A Chinese preacher is suing police after a public session of hymn singing saw him imprisoned for 12 days for allegedly "harming social order".
By Tom Phillips, Shanghai4:24PM GMT 06 Feb 2013
Cao Nan, a 39-year-old charity worker from the southeastern city of Shenzhen, was detained on December 15 last year after meeting with other Christians in the city’s Lizhi Park to sing hymns and preach.
Mr Cao, who worships at an unofficial local ‘house-church’, said he had been accused of "falsely using the name of Christianity to harm social order" – charges he rejects.
"I am indeed a Christian," he told The Daily Telegraph on Wednesday, a day after filing a lawsuit against police. "I did not pretend to be one or use the name of Christianity [falsely]. We were just singing the gospel and preaching Christian principles. I think they just found an excuse to detain people, to warn and to threaten." Mr Cao blamed much of the persecution he claimed to suffer on "national security" agents.
"They are worried that if they allow Christianity to grow, its influence will surpass that of the Communist Party, win the public’s favor and challenge the governance of the ruling party. They also have worries that it might be used by anti-China parties or countries," he said.
"These are all their worries. But in reality, Christians love the country and the people. Even if one billion Chinese people became Christians, it would not pose any threat to the current regime." Leaders of China’s Communist Party appear to think differently. In December, a US-based Christian group published what it said was a leaked directive on religion from the country’s powerful Central Committee.
The document ordered university directors to fight back against a foreign "plot" to use religion to "westernise and divide" China.
"Forceful measures" were required to counter such "infiltration", including firing "stubborn people who insist on proselytising" on university campuses, it said.
Mr Cao’s decision to take legal action against the police came one day after a senior Communist Party leader vowed that the country’s policies on religion would remain "unchanged." On Monday, Yu Zhengsheng, a member of the Politburo and the former party chief of Shanghai, told state news agency Xinhua that authorities would continue "respecting religious freedom" while "guiding religion to make it adapt to a socialist country." "Only by implementing the policy can China withstand the infiltration of overseas-based hostile forces that make use of religion," he said.
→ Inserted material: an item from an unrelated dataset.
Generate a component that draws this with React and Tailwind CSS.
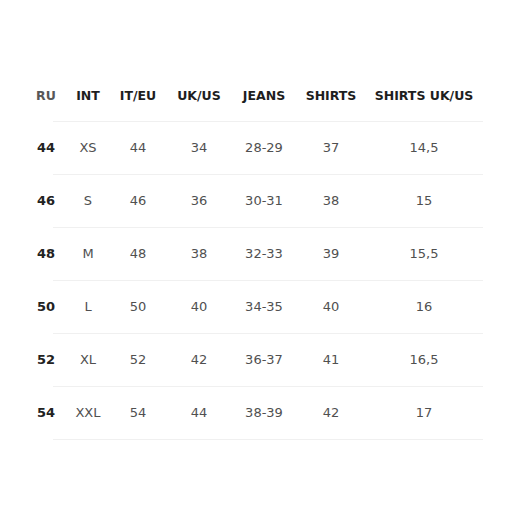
import React from "react";

const cols = [
  { label: "RU", w: "w-[32px] -ml-[23px]" },
  { label: "INT", w: "w-[52px]" },
  { label: "IT/EU", w: "w-[48px]" },
  { label: "UK/US", w: "w-[74px]" },
  { label: "JEANS", w: "w-[56px]" },
  { label: "SHIRTS", w: "w-[78px]" },
  { label: "SHIRTS UK/US", w: "w-[108px]" },
];

const rows = [
  ["44", "XS", "44", "34", "28-29", "37", "14,5"],
  ["46", "S", "46", "36", "30-31", "38", "15"],
  ["48", "M", "48", "38", "32-33", "39", "15,5"],
  ["50", "L", "50", "40", "34-35", "40", "16"],
  ["52", "XL", "52", "42", "36-37", "41", "16,5"],
  ["54", "XXL", "54", "44", "38-39", "42", "17"],
];

export default function App() {
  return (
    <div
      className="w-[516px] h-[516px] bg-white pt-[72px]"
      style={{ fontFamily: '"DejaVu Sans", "Open Sans", sans-serif' }}
    >
      <div className="ml-[53px] w-[430px]">
        {/* header */}
        <div className="flex items-center h-[50px] border-b border-[#f0f0f0] text-[12.5px] font-bold text-[#1e1e1e]">
          {cols.map((c, i) => (
            <div
              key={c.label}
              className={`${c.w} shrink-0 text-center whitespace-nowrap ${i === 0 ? "text-[#585858]" : ""}`}
            >
              {c.label}
            </div>
          ))}
        </div>

        {rows.map((r) => (
          <div
            key={r[0]}
            className="flex items-center h-[53px] border-b border-[#f0f0f0] text-[13px] text-[#505050]"
          >
            {r.map((v, i) => (
              <div
                key={i}
                className={`${cols[i].w} shrink-0 text-center whitespace-nowrap ${i === 0 ? "font-bold text-[#222]" : ""}`}
              >
                {v}
              </div>
            ))}
          </div>
        ))}
      </div>
    </div>
  );
}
Under China’s current laws, underground house churches are outlawed and only churches controlled by Beijing’s Religious Affairs Bureau are permitted. China’s authorized Protestant churches are overseen by the Three-Self Patriotic Movement and Catholic churches fall under the control of the Catholic Patriotic Association.
The US-based Christian rights group ChinaAid accuses Beijing of conducting a sustained campaign against those who worship at unsanctioned churches.
Mr Cao said he hoped launching legal proceedings against the police would encourage other Christians to speak out against religious persecution.
"I didn’t do this for myself. As a Christian, I’m totally happy to suffer for my beliefs," he said.
"I hope we can prove that preaching the gospel is legal through legal means. I hope more and more Christians will have the courage to speak out and to help change and improve China’s moral crisis."